Second, jihadism is a religious and political ideology that is not confined to the organizations that claim to be jihadist, such as al-Qaeda, the Islamic State or their global network of affiliates. These organizations populate a religious-political field that includes other Islamist movements with which, depending on the circumstances and the issues at stake, they may fight or collude. The destruction of a jihadist group does not, therefore, automatically mean that the ideology from which it drew its strength is dead, nor does it put an end to the utopian project of building an “Islamic” state and imposing visions of Islamic law that may have galvanized followers around the world. The ideas that sparked the movement can continue to proliferate as long as the conditions for their dissemination are still in place and their supporters still have the capacity to act.
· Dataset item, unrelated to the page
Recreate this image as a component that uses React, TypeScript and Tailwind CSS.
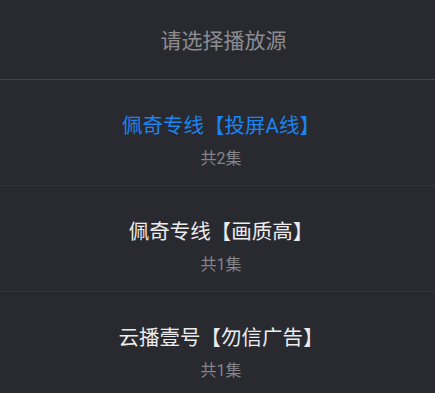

The destruction of the so-called “Caliphate”—the territorial entity between Syria and Iraq controlled by ISIS—in 2019 and the death of the "caliph" Abu Bakr al-Baghdadi in the same year did not ipso facto put to rest the issue of European jihadism, because in many respects the phenomenon is built from within and is structural.

Building on these preliminary remarks, this paper will explore why the French case is not unique before analyzing the mechanics of jihadism in Europe over the past thirty years during three major cycles of its development. Afterwards, it will examine the potential evolution of this phenomenon and ways in which it might collectively be dealt with.